### Instructions to follow
Find each line with the word "page" and say how many there are, nothing else.

— BEGIN Entries shown —

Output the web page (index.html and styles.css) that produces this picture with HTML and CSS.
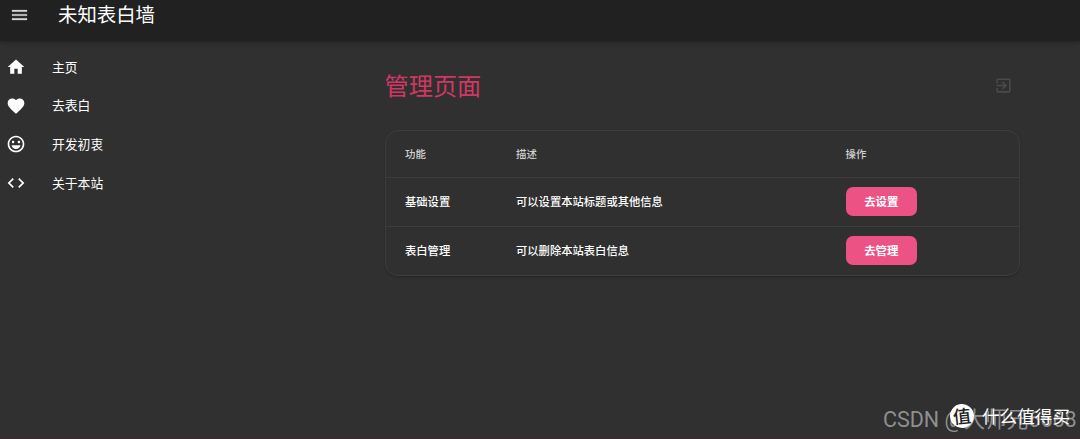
FILE: index.html
```html
<!DOCTYPE html>
<html lang="zh-CN">
<head>
    <meta charset="UTF-8">
    <meta name="viewport" content="width=device-width, initial-scale=1.0">
    <title>未知表白墙</title>
    <link rel="stylesheet" href="styles.css">
</head>
<body>

<header class="appbar">
    <svg class="menu-icon" viewBox="0 0 24 24"><path d="M3 18h18v-2H3v2zm0-5h18v-2H3v2zm0-7v2h18V6H3z"/></svg>
    <div class="site-title">未知表白墙</div>
</header>

<div class="layout">
    <nav class="sidebar">
        <a class="nav-item">
            <svg class="nav-icon" viewBox="0 0 24 24"><path d="M10 20v-6h4v6h5v-8h3L12 3 2 12h3v8z"/></svg>
            <span>主页</span>
        </a>
        <a class="nav-item">
            <svg class="nav-icon" viewBox="0 0 24 24"><path d="M12 21.35l-1.45-1.32C5.4 15.36 2 12.28 2 8.5 2 5.42 4.42 3 7.5 3c1.74 0 3.41.81 4.5 2.09C13.09 3.81 14.76 3 16.5 3 19.58 3 22 5.42 22 8.5c0 3.78-3.4 6.86-8.55 11.54L12 21.35z"/></svg>
            <span>去表白</span>
        </a>
        <a class="nav-item">
            <svg class="nav-icon" viewBox="0 0 24 24"><path d="M11.99 2C6.47 2 2 6.48 2 12s4.47 10 9.99 10C17.52 22 22 17.52 22 12S17.52 2 11.99 2zM12 20c-4.42 0-8-3.58-8-8s3.58-8 8-8 8 3.58 8 8-3.58 8-8 8zm3.5-9c.83 0 1.5-.67 1.5-1.5S16.33 8 15.5 8 14 8.67 14 9.5s.67 1.5 1.5 1.5zm-7 0c.83 0 1.5-.67 1.5-1.5S9.33 8 8.5 8 7 8.67 7 9.5 7.67 11 8.5 11zm3.5 7c2.6 0 4.8-1.7 5.5-4.5h-11C7.2 16.3 9.4 18 12 18z"/></svg>
            <span>开发初衷</span>
        </a>
        <a class="nav-item">
            <svg class="nav-icon" viewBox="0 0 24 24"><path d="M9.4 16.6L4.8 12l4.6-4.6L8 6l-6 6 6 6 1.4-1.4zm5.2 0l4.6-4.6-4.6-4.6L16 6l6 6-6 6-1.4-1.4z"/></svg>
            <span>关于本站</span>
        </a>
    </nav>

    <main class="content">
        <div class="page-head">
            <h1 class="page-title">管理页面</h1>
            <svg class="exit-icon" viewBox="0 0 24 24"><path d="M10.09 15.59L11.5 17l5-5-5-5-1.41 1.41L12.67 11H3v2h9.67l-2.58 2.59zM19 3H5c-1.11 0-2 .9-2 2v4h2V5h14v14H5v-4H3v4c0 1.1.89 2 2 2h14c1.1 0 2-.9 2-2V5c0-1.1-.9-2-2-2z"/></svg>
        </div>

        <div class="table">
            <div class="row head">
                <div>功能</div>
                <div>描述</div>
                <div>操作</div>
            </div>
            <div class="row">
                <div>基础设置</div>
                <div>可以设置本站标题或其他信息</div>
                <div><button class="btn">去设置</button></div>
            </div>
            <div class="row">
                <div>表白管理</div>
                <div>可以删除本站表白信息</div>
                <div><button class="btn">去管理</button></div>
            </div>
        </div>
    </main>
</div>

<div class="csdn-mark">CSDN @大师兄6668</div>
<div class="smzdm-mark">
    <span class="smzdm-logo">值</span>
    <span class="smzdm-name">什么值得买</span>
</div>

</body>
</html>
```

FILE: styles.css
```css
* {
    box-sizing: border-box;
}

body {
    margin: 0;
    height: 439px;
    overflow: hidden;
    position: relative;
    background-color: #303030;
    border-bottom: 2px solid #352d30;
    color: #fff;
    font-family: "Noto Sans CJK SC", sans-serif;
}

svg {
    display: block;
    fill: currentColor;
}

.appbar {
    display: flex;
    align-items: center;
    height: 41px;
    padding: 0 0 11px 9px;
    background-color: #212121;
    box-shadow: 0 1px 5px rgba(0, 0, 0, 0.35);
}

.menu-icon {
    width: 21px;
    height: 20px;
    color: #d8d8d8;
    stroke: currentColor;
    stroke-width: 0.3;
}

.site-title {
    margin-left: 28px;
    padding-bottom: 2px;
    font-size: 19.4px;
    line-height: 28px;
}

.layout {
    display: flex;
}

.sidebar {
    width: 384.5px;
    padding-top: 7px;
}

.nav-item {
    display: flex;
    align-items: center;
    height: 38.6px;
    padding-left: 7px;
    font-size: 12.8px;
}

.nav-item span {
    padding-bottom: 2px;
}

.nav-icon {
    width: 20px;
    height: 20px;
    margin: 0 26px 0 -1px;
}

.content {
    width: 635px;
    padding-top: 24px;
}

.page-head {
    display: flex;
    justify-content: space-between;
    align-items: center;
    height: 40px;
    padding-right: 7px;
}

.page-title {
    margin: 0;
    padding-bottom: 2px;
    font-size: 24.2px;
    font-weight: 400;
    color: #d23764;
}

.exit-icon {
    width: 19px;
    height: 19px;
    color: #4a4a4a;
}

.table {
    margin-top: 25px;
    border: 1px solid #3d3d3d;
    border-radius: 13px;
    box-shadow: 0 1px 2px rgba(0, 0, 0, 0.25);
    font-size: 11.3px;
    font-weight: 500;
}

.row {
    display: grid;
    grid-template-columns: 111px 329.5px 1fr;
    align-items: center;
    height: 49px;
    padding: 0 0 2px 19.5px;
    border-top: 1px solid #3d3d3d;
}

.row.head {
    height: 46px;
    border-top: none;
    font-size: 10.4px;
    color: #d0d0d0;
}

.btn {
    display: block;
    width: 71.5px;
    height: 29px;
    padding: 0 0 1px;
    border: none;
    border-radius: 7px;
    background-color: #ec5283;
    color: #fff;
    font: 700 11.4px "Noto Sans CJK SC", sans-serif;
}

/* watermarks */
.csdn-mark {
    position: absolute;
    left: 883px;
    top: 405px;
    font-family: Roboto, "Noto Sans CJK SC", sans-serif;
    font-size: 21.5px;
    line-height: 30px;
    white-space: nowrap;
    color: #8f8f8f;
}

.smzdm-mark {
    position: absolute;
    left: 950px;
    top: 402px;
    display: flex;
    align-items: center;
    gap: 8px;
    height: 28px;
    font-size: 17.6px;
    white-space: nowrap;
}

.smzdm-name {
    padding-bottom: 2px;
}

.smzdm-logo {
    width: 24px;
    height: 24px;
    border-radius: 50%;
    background-color: #fff;
    color: #222;
    font-size: 18px;
    font-weight: 500;
    line-height: 23px;
    text-align: center;
    transform: rotate(-6deg);
}
```
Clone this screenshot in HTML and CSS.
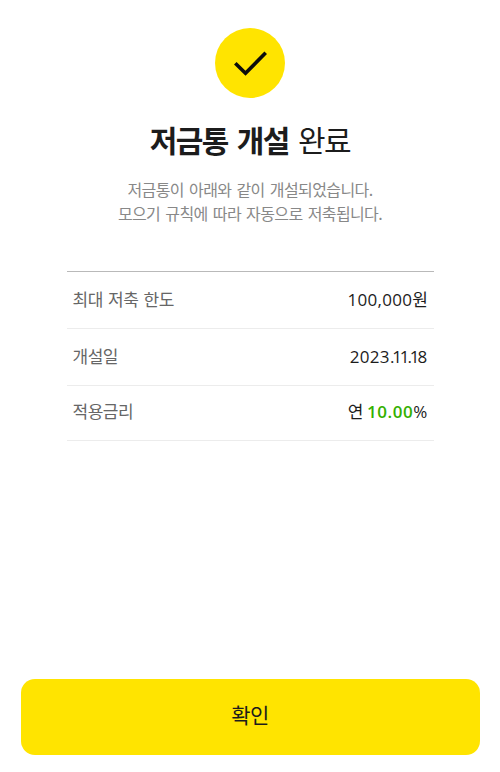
FILE: index.html
```html
<!DOCTYPE html>
<html lang="ko">
<head>
<meta charset="utf-8">
<title>저금통 개설 완료</title>
<link rel="stylesheet" href="styles.css">
</head>
<body>
<main class="page">
  <div class="badge">
    <svg class="check" viewBox="0 0 70 70" aria-hidden="true"><path d="M20.3 35.2 30.5 45.3 50.7 24.8"/></svg>
  </div>
  <h1 class="title"><b>저금통 개설</b> 완료</h1>
  <p class="desc">저금통이 아래와 같이 개설되었습니다.<br>모으기 규칙에 따라 자동으로 저축됩니다.</p>
  <dl class="list">
    <div class="row limit"><dt>최대 저축 한도</dt><dd><span class="num">100,000</span>원</dd></div>
    <div class="row date"><dt>개설일</dt><dd><span class="num">2023<span class="tight">.11.1</span>8</span></dd></div>
    <div class="row rate"><dt>적용금리</dt><dd>연 <span class="num"><b>10.00</b>%</span></dd></div>
  </dl>
  <button class="confirm" type="button">확인</button>
</main>
</body>
</html>
```
FILE: styles.css
```css
* { box-sizing: border-box; }
body { margin: 0; background: #fff; font-family: "Noto Sans CJK KR", sans-serif; color: #1c1c1c; }
.page { height: 772px; padding: 28px 20px 17px; display: flex; flex-direction: column; align-items: center; }
.badge { width: 70px; height: 70px; border-radius: 50%; background: #ffe400; }
.check { display: block; width: 70px; height: 70px; fill: none; stroke: #0c0c0c; stroke-width: 3.6; }
.title { margin: 19px 0 0; height: 44px; font-size: 30px; line-height: 44px; font-weight: 400; letter-spacing: -1.5px; word-spacing: 2.2px; white-space: nowrap; }
.title b { font-weight: 700; letter-spacing: -1.6px; }
.desc { margin: 16px 0 0; font-size: 16px; line-height: 24px; letter-spacing: -.6px; word-spacing: 1.2px; color: #888; text-align: center; white-space: nowrap; }
.list { width: 367px; margin: 46px 0 0; border-top: 1px solid #b9b9b9; }
.row { display: flex; justify-content: space-between; align-items: center; padding: 0 6px 4px; border-bottom: 1px solid #ececec; font-size: 17px; line-height: 25px; letter-spacing: -.5px; }
.limit, .date { height: 57px; }
.rate { height: 55px; padding-bottom: 6px; }
dt { color: #666; word-spacing: 1px; }
dd { margin: 0; }
.num { font-family: "Open Sans", sans-serif; line-height: 1; letter-spacing: .3px; }
.tight { letter-spacing: -2.1px; }
.num b { color: #34b000; font-weight: 600; letter-spacing: .5px; }
.confirm { width: 459px; height: 76px; margin: auto 0 0 1px; padding: 0 1px 7px 0; border: 0; border-radius: 14px; background: #ffe400; font: 400 21px "Noto Sans CJK KR", sans-serif; letter-spacing: -.5px; color: #1c1c1c; }
```
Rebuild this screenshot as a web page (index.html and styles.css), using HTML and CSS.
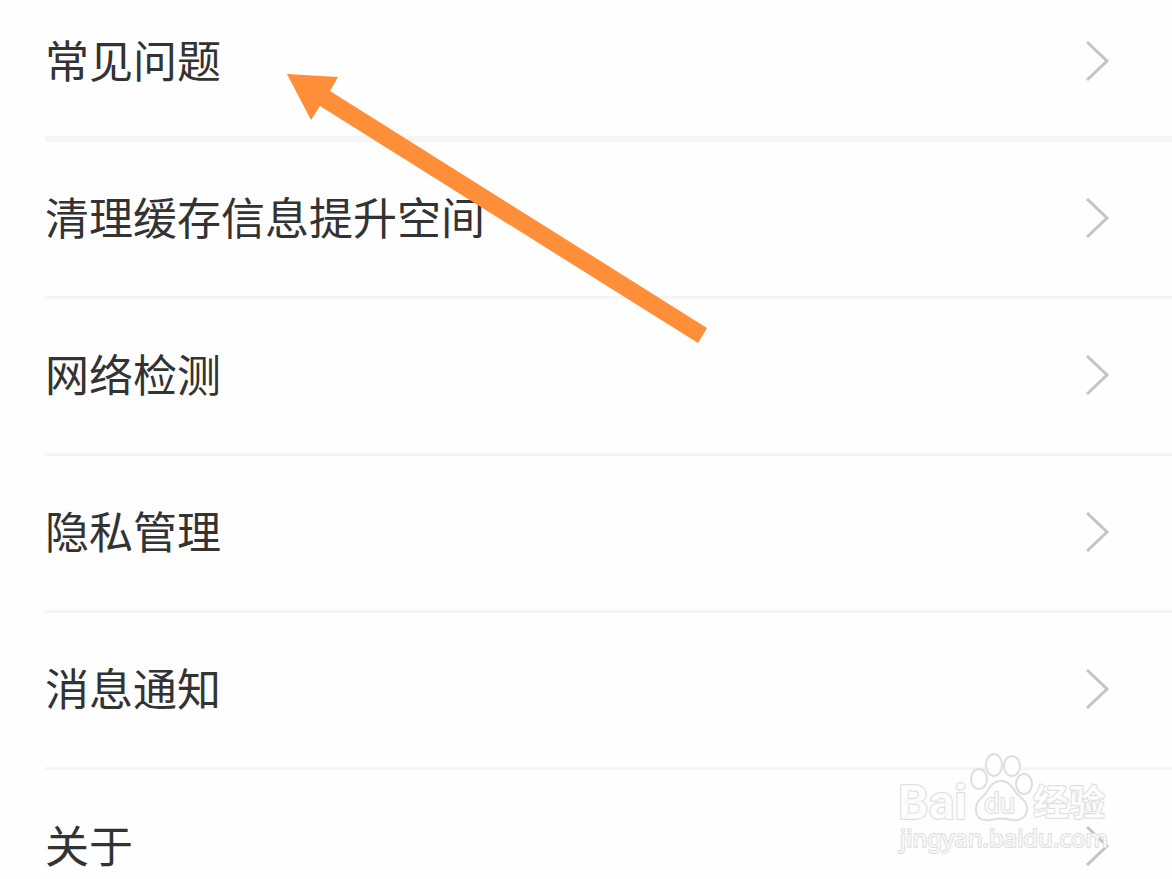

— END Entries shown —

### Task output
8